When you’re looking for Unicode support, there's more than just UTS#10 on Regular Expressions of course, although that is the one that matters most to this question and neither Ruby nor Puython are Level 1 compliant. Other very important aspects of Unicode include UAX#15, UAX#14, UTS#18, UAX#11, UAX#29, and of course the crucial UAX#44. Python has libraries for at least a couple of those, I know. I don't know that they're standard.

But when it comes to regular expression support, um, there are richer alternatives than just those two, you know. :)

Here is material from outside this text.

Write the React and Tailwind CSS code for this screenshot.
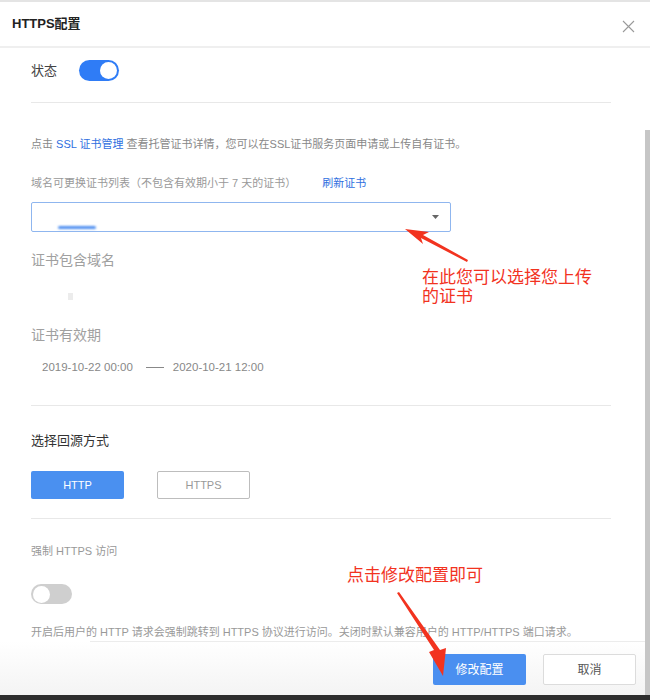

edited Oct 13, 2019 at 18:50

dawg

105k24 gold badges142 silver badges217 bronze badges

answered Apr 15, 2011 at 3:29

tchrist

80.7k31 gold badges135 silver badges186 bronze badges

Sign up to request clarification or add additional context in comments.

5 Comments

steenslag Over a year ago

I think ruby regex support has become much more powerful since you last checked: github.com/ruby/ruby/blob/trunk/doc/re.rdoc

tchrist Over a year ago

@steenslag No, Ruby regexes still suck at Unicode. Charclass abbreviations are still pitifully out of step with RL1.2a, stuck in the ASCII sands of yesteryear. Same with the POSIX props. And things like \p{lower} are in radical conflict with the Unicode Standard, which says it must be all lowercase, not just letters. Beyond that, only two properties are supported: General_Category and Script properties. There’s no support for grapheme clusters via \X or equiv. There’s no \N{NAME} support. It’s missing the rest of the stuff for Level 1, the lowest acceptable level of Unicode support.

tchrist Over a year ago

@steenslag: Consider this totally reasonable, and indeed very commonly needed, pattern for matching a grapheme cluster—a user-perceived character—that has "a" and a circumflex, but where you do not know the normalization form first, where you want fullwidth "a"’s and such to match, and where other marks can fall between them: NFKD($s) =~ / (?= a \p{Grapheme_Extend}* \N{COMBINING CIRCUMFLEX ACCENT} ) \X /ix. How am I do that in Ruby? Neither Ruby nor Python can even come close to meeting the MINIMAL requirements of UTS#18 on Unicode Regexes. See now?

steenslag Over a year ago

I'm not a good discussion partner in this case- I had to wikipedia most of your key words. But what would you advise the OP, ruby or python ?

tchrist Over a year ago

@steenstag: Ruby or Python for what? Regular expressions? Both require what are to me unacceptable compromises. I have to be able to work with Unicode.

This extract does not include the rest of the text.